» **GOAL OF THE EXERCISE**: Transcribe the material exactly. Images do not belong in the copy.
▬▬▬▬▬▬
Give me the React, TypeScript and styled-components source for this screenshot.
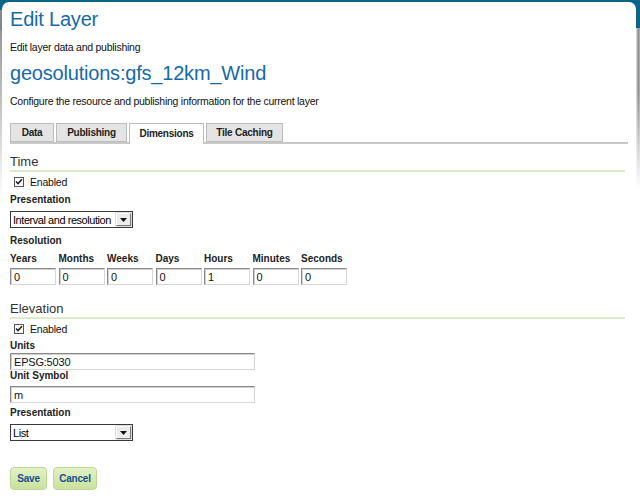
import React from "react";
import styled, { createGlobalStyle } from "styled-components";

const Global = createGlobalStyle`
  html, body { margin: 0; padding: 0; background: #fff; }
  body { font-family: "Liberation Sans", Arial, sans-serif; color: #222; }
  * { box-sizing: border-box; }
`;

const Shell = styled.div`
  position: relative;
  width: 640px;
  min-height: 496px;
  background: linear-gradient(to bottom, #0b6586 0, #0b6586 30px, #fff 30px);
  padding: 2px 4px 0 2px;
  &::before {
    content: "";
    position: absolute;
    left: 0;
    top: 10px;
    width: 2px;
    height: 190px;
    background: linear-gradient(to bottom, #8a8a8a, rgba(200, 200, 200, 0));
  }
  &::after {
    content: "";
    position: absolute;
    right: 0;
    top: 28px;
    width: 4px;
    height: 160px;
    background:
      linear-gradient(to bottom, rgba(255, 255, 255, 0) 40%, #fff),
      linear-gradient(to right, #e2e2e2, #8c8c8c 60%, #b8b8b8);
  }
`;

const Panel = styled.div`
  background: #fff;
  border-radius: 7px 7px 0 0;
  min-height: 494px;
  padding: 5px 11px 0 8px;
  display: flex;
  flex-direction: column;
`;

const Title = styled.h1<{ $gap?: number }>`
  margin: ${(p) => p.$gap ?? 0}px 0 0;
  font-size: 20px;
  line-height: 24px;
  font-weight: normal;
  color: #1769a8;
  letter-spacing: -0.2px;
`;

const Text = styled.p<{ $gap: number }>`
  margin: ${(p) => p.$gap}px 0 0;
  font-size: 10.5px;
  line-height: 14px;
  letter-spacing: -0.25px;
  color: #111;
`;

const TabBar = styled.div`
  margin: 14px -3px 0 0;
  display: flex;
  align-items: flex-end;
  gap: 2px;
  height: 22px;
  border-bottom: 2px solid #c8c8c8;
`;

const Tab = styled.div<{ $active?: boolean; $w: number }>`
  width: ${(p) => p.$w}px;
  height: ${(p) => (p.$active ? 21 : 19)}px;
  margin-bottom: ${(p) => (p.$active ? -2 : 0)}px;
  padding-bottom: ${(p) => (p.$active ? 2 : 0)}px;
  display: flex;
  align-items: center;
  justify-content: center;
  font-size: 10px;
  font-weight: bold;
  letter-spacing: -0.25px;
  color: #222;
  background: ${(p) => (p.$active ? "#fff" : "#e4e4e4")};
  border: 1px solid #bcbcbc;
  border-bottom: ${(p) => (p.$active ? "none" : "1px solid #bcbcbc")};
`;

const Heading = styled.h2<{ $gap: number }>`
  margin: ${(p) => p.$gap}px 0 0;
  font-size: 13px;
  line-height: 16px;
  font-weight: normal;
  color: #333;
  border-bottom: 2px solid #dfeacb;
`;

const CheckRow = styled.label`
  margin-top: 3px;
  padding-left: 4px;
  display: flex;
  align-items: center;
  gap: 6px;
  height: 14px;
  font-size: 10.5px;
  letter-spacing: -0.2px;
  color: #111;
`;

const Box = styled.span`
  width: 10px;
  height: 10px;
  border: 1px solid #555;
  background: #fff;
  display: inline-flex;
  align-items: center;
  justify-content: center;
`;

const Label = styled.div<{ $gap: number }>`
  margin-top: ${(p) => p.$gap}px;
  font-size: 10px;
  line-height: 12px;
  font-weight: bold;
  color: #222;
`;

const Select = styled.div<{ $gap: number }>`
  margin-top: ${(p) => p.$gap}px;
  width: 123px;
  height: 17px;
  border: 1px solid #3a3a3a;
  background: #fff;
  display: flex;
  align-items: center;
  justify-content: space-between;
  padding: 0 1px 0 2px;
  font-size: 11px;
  letter-spacing: -0.45px;
  color: #000;
`;

const Arrow = styled.span`
  width: 15px;
  height: 13px;
  background: #ececec;
  border: 1px solid;
  border-color: #fff #7a7a7a #7a7a7a #fff;
  box-shadow: 0 0 0 0.5px #bbb;
  display: flex;
  align-items: center;
  justify-content: center;
`;

const Grid = styled.div`
  margin-top: 6px;
  display: grid;
  grid-template-columns: repeat(7, 46px);
  column-gap: 2.5px;
  row-gap: 3px;
`;

const ColLabel = styled.div`
  font-size: 10px;
  line-height: 12px;
  font-weight: bold;
  color: #222;
`;

const Input = styled.div<{ $w?: number; $gap?: number }>`
  margin-top: ${(p) => p.$gap ?? 0}px;
  width: ${(p) => (p.$w ? `${p.$w}px` : "100%")};
  height: 17px;
  border: 1px solid;
  border-color: #8a8a8a #d6d6d6 #d6d6d6 #8a8a8a;
  box-shadow: inset 1px 1px 0 #d0d0d0;
  background: #fff;
  display: flex;
  align-items: center;
  padding-left: 3px;
  font-size: 11px;
  letter-spacing: -0.2px;
  color: #111;
`;

const Buttons = styled.div`
  margin-top: 26px;
  display: flex;
  gap: 6px;
`;

const Button = styled.button<{ $w: number }>`
  width: ${(p) => p.$w}px;
  height: 23px;
  padding: 0;
  border: 1px solid #bcd894;
  border-radius: 4px;
  background: linear-gradient(to bottom, #e4f1c6, #c9e19b);
  font-family: "Liberation Sans", Arial, sans-serif;
  font-size: 10px;
  font-weight: bold;
  letter-spacing: -0.2px;
  color: #17508e;
  cursor: pointer;
`;

const Check = () => (
  <svg width="8" height="8" viewBox="0 0 8 8">
    <path d="M1 3.5 L3 5.6 L7 1.3" fill="none" stroke="#222" strokeWidth="1.6" />
  </svg>
);

const Tri = () => (
  <svg width="7" height="4" viewBox="0 0 7 4">
    <path d="M0 0 H7 L3.5 4 Z" fill="#111" />
  </svg>
);

const cols: [string, string][] = [
  ["Years", "0"],
  ["Months", "0"],
  ["Weeks", "0"],
  ["Days", "0"],
  ["Hours", "1"],
  ["Minutes", "0"],
  ["Seconds", "0"],
];

export default function App() {
  return (
    <Shell>
      <Global />
      <Panel>
        <Title>Edit Layer</Title>
        <Text $gap={9}>Edit layer data and publishing</Text>
        <Title $gap={7}>geosolutions:gfs_12km_Wind</Title>
        <Text $gap={9}>Configure the resource and publishing information for the current layer</Text>

        <TabBar>
          <Tab $w={44}>Data</Tab>
          <Tab $w={71}>Publishing</Tab>
          <Tab $active $w={75}>Dimensions</Tab>
          <Tab $w={77}>Tile Caching</Tab>
        </TabBar>

        <Heading $gap={10}>Time</Heading>
        <CheckRow>
          <Box><Check /></Box>
          Enabled
        </CheckRow>
        <Label $gap={5}>Presentation</Label>
        <Select $gap={5}>
          <span>Interval and resolution</span>
          <Arrow><Tri /></Arrow>
        </Select>
        <Label $gap={7}>Resolution</Label>
        <Grid>
          {cols.map(([l]) => (
            <ColLabel key={l}>{l}</ColLabel>
          ))}
          {cols.map(([l, v]) => (
            <Input key={l + "i"}>{v}</Input>
          ))}
        </Grid>

        <Heading $gap={16}>Elevation</Heading>
        <CheckRow>
          <Box><Check /></Box>
          Enabled
        </CheckRow>
        <Label $gap={4}>Units</Label>
        <Input $w={245} $gap={1}>EPSG:5030</Input>
        <Label $gap={0}>Unit Symbol</Label>
        <Input $w={245} $gap={4}>m</Input>
        <Label $gap={4}>Presentation</Label>
        <Select $gap={5}>
          <span>List</span>
          <Arrow><Tri /></Arrow>
        </Select>

        <Buttons>
          <Button $w={37}>Save</Button>
          <Button $w={44}>Cancel</Button>
        </Buttons>
      </Panel>
    </Shell>
  );
}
▬▬▬▬▬▬
» **RESPONSE**:
Give me the React, TypeScript and styled-components source for this screenshot.
import React from "react";
import styled, { createGlobalStyle } from "styled-components";

const Global = createGlobalStyle`
  html, body { margin: 0; padding: 0; background: #fff; }
  body { font-family: "Liberation Sans", Arial, sans-serif; color: #222; }
  * { box-sizing: border-box; }
`;

const Shell = styled.div`
  position: relative;
  width: 640px;
  min-height: 496px;
  background: linear-gradient(to bottom, #0b6586 0, #0b6586 30px, #fff 30px);
  padding: 2px 4px 0 2px;
  &::before {
    content: "";
    position: absolute;
    left: 0;
    top: 10px;
    width: 2px;
    height: 190px;
    background: linear-gradient(to bottom, #8a8a8a, rgba(200, 200, 200, 0));
  }
  &::after {
    content: "";
    position: absolute;
    right: 0;
    top: 28px;
    width: 4px;
    height: 160px;
    background:
      linear-gradient(to bottom, rgba(255, 255, 255, 0) 40%, #fff),
      linear-gradient(to right, #e2e2e2, #8c8c8c 60%, #b8b8b8);
  }
`;

const Panel = styled.div`
  background: #fff;
  border-radius: 7px 7px 0 0;
  min-height: 494px;
  padding: 5px 11px 0 8px;
  display: flex;
  flex-direction: column;
`;

const Title = styled.h1<{ $gap?: number }>`
  margin: ${(p) => p.$gap ?? 0}px 0 0;
  font-size: 20px;
  line-height: 24px;
  font-weight: normal;
  color: #1769a8;
  letter-spacing: -0.2px;
`;

const Text = styled.p<{ $gap: number }>`
  margin: ${(p) => p.$gap}px 0 0;
  font-size: 10.5px;
  line-height: 14px;
  letter-spacing: -0.25px;
  color: #111;
`;

const TabBar = styled.div`
  margin: 14px -3px 0 0;
  display: flex;
  align-items: flex-end;
  gap: 2px;
  height: 22px;
  border-bottom: 2px solid #c8c8c8;
`;

const Tab = styled.div<{ $active?: boolean; $w: number }>`
  width: ${(p) => p.$w}px;
  height: ${(p) => (p.$active ? 21 : 19)}px;
  margin-bottom: ${(p) => (p.$active ? -2 : 0)}px;
  padding-bottom: ${(p) => (p.$active ? 2 : 0)}px;
  display: flex;
  align-items: center;
  justify-content: center;
  font-size: 10px;
  font-weight: bold;
  letter-spacing: -0.25px;
  color: #222;
  background: ${(p) => (p.$active ? "#fff" : "#e4e4e4")};
  border: 1px solid #bcbcbc;
  border-bottom: ${(p) => (p.$active ? "none" : "1px solid #bcbcbc")};
`;

const Heading = styled.h2<{ $gap: number }>`
  margin: ${(p) => p.$gap}px 0 0;
  font-size: 13px;
  line-height: 16px;
  font-weight: normal;
  color: #333;
  border-bottom: 2px solid #dfeacb;
`;

const CheckRow = styled.label`
  margin-top: 3px;
  padding-left: 4px;
  display: flex;
  align-items: center;
  gap: 6px;
  height: 14px;
  font-size: 10.5px;
  letter-spacing: -0.2px;
  color: #111;
`;

const Box = styled.span`
  width: 10px;
  height: 10px;
  border: 1px solid #555;
  background: #fff;
  display: inline-flex;
  align-items: center;
  justify-content: center;
`;

const Label = styled.div<{ $gap: number }>`
  margin-top: ${(p) => p.$gap}px;
  font-size: 10px;
  line-height: 12px;
  font-weight: bold;
  color: #222;
`;

const Select = styled.div<{ $gap: number }>`
  margin-top: ${(p) => p.$gap}px;
  width: 123px;
  height: 17px;
  border: 1px solid #3a3a3a;
  background: #fff;
  display: flex;
  align-items: center;
  justify-content: space-between;
  padding: 0 1px 0 2px;
  font-size: 11px;
  letter-spacing: -0.45px;
  color: #000;
`;

const Arrow = styled.span`
  width: 15px;
  height: 13px;
  background: #ececec;
  border: 1px solid;
  border-color: #fff #7a7a7a #7a7a7a #fff;
  box-shadow: 0 0 0 0.5px #bbb;
  display: flex;
  align-items: center;
  justify-content: center;
`;

const Grid = styled.div`
  margin-top: 6px;
  display: grid;
  grid-template-columns: repeat(7, 46px);
  column-gap: 2.5px;
  row-gap: 3px;
`;

const ColLabel = styled.div`
  font-size: 10px;
  line-height: 12px;
  font-weight: bold;
  color: #222;
`;

const Input = styled.div<{ $w?: number; $gap?: number }>`
  margin-top: ${(p) => p.$gap ?? 0}px;
  width: ${(p) => (p.$w ? `${p.$w}px` : "100%")};
  height: 17px;
  border: 1px solid;
  border-color: #8a8a8a #d6d6d6 #d6d6d6 #8a8a8a;
  box-shadow: inset 1px 1px 0 #d0d0d0;
  background: #fff;
  display: flex;
  align-items: center;
  padding-left: 3px;
  font-size: 11px;
  letter-spacing: -0.2px;
  color: #111;
`;

const Buttons = styled.div`
  margin-top: 26px;
  display: flex;
  gap: 6px;
`;

const Button = styled.button<{ $w: number }>`
  width: ${(p) => p.$w}px;
  height: 23px;
  padding: 0;
  border: 1px solid #bcd894;
  border-radius: 4px;
  background: linear-gradient(to bottom, #e4f1c6, #c9e19b);
  font-family: "Liberation Sans", Arial, sans-serif;
  font-size: 10px;
  font-weight: bold;
  letter-spacing: -0.2px;
  color: #17508e;
  cursor: pointer;
`;

const Check = () => (
  <svg width="8" height="8" viewBox="0 0 8 8">
    <path d="M1 3.5 L3 5.6 L7 1.3" fill="none" stroke="#222" strokeWidth="1.6" />
  </svg>
);

const Tri = () => (
  <svg width="7" height="4" viewBox="0 0 7 4">
    <path d="M0 0 H7 L3.5 4 Z" fill="#111" />
  </svg>
);

const cols: [string, string][] = [
  ["Years", "0"],
  ["Months", "0"],
  ["Weeks", "0"],
  ["Days", "0"],
  ["Hours", "1"],
  ["Minutes", "0"],
  ["Seconds", "0"],
];

export default function App() {
  return (
    <Shell>
      <Global />
      <Panel>
        <Title>Edit Layer</Title>
        <Text $gap={9}>Edit layer data and publishing</Text>
        <Title $gap={7}>geosolutions:gfs_12km_Wind</Title>
        <Text $gap={9}>Configure the resource and publishing information for the current layer</Text>

        <TabBar>
          <Tab $w={44}>Data</Tab>
          <Tab $w={71}>Publishing</Tab>
          <Tab $active $w={75}>Dimensions</Tab>
          <Tab $w={77}>Tile Caching</Tab>
        </TabBar>

        <Heading $gap={10}>Time</Heading>
        <CheckRow>
          <Box><Check /></Box>
          Enabled
        </CheckRow>
        <Label $gap={5}>Presentation</Label>
        <Select $gap={5}>
          <span>Interval and resolution</span>
          <Arrow><Tri /></Arrow>
        </Select>
        <Label $gap={7}>Resolution</Label>
        <Grid>
          {cols.map(([l]) => (
            <ColLabel key={l}>{l}</ColLabel>
          ))}
          {cols.map(([l, v]) => (
            <Input key={l + "i"}>{v}</Input>
          ))}
        </Grid>

        <Heading $gap={16}>Elevation</Heading>
        <CheckRow>
          <Box><Check /></Box>
          Enabled
        </CheckRow>
        <Label $gap={4}>Units</Label>
        <Input $w={245} $gap={1}>EPSG:5030</Input>
        <Label $gap={0}>Unit Symbol</Label>
        <Input $w={245} $gap={4}>m</Input>
        <Label $gap={4}>Presentation</Label>
        <Select $gap={5}>
          <span>List</span>
          <Arrow><Tri /></Arrow>
        </Select>

        <Buttons>
          <Button $w={37}>Save</Button>
          <Button $w={44}>Cancel</Button>
        </Buttons>
      </Panel>
    </Shell>
  );
}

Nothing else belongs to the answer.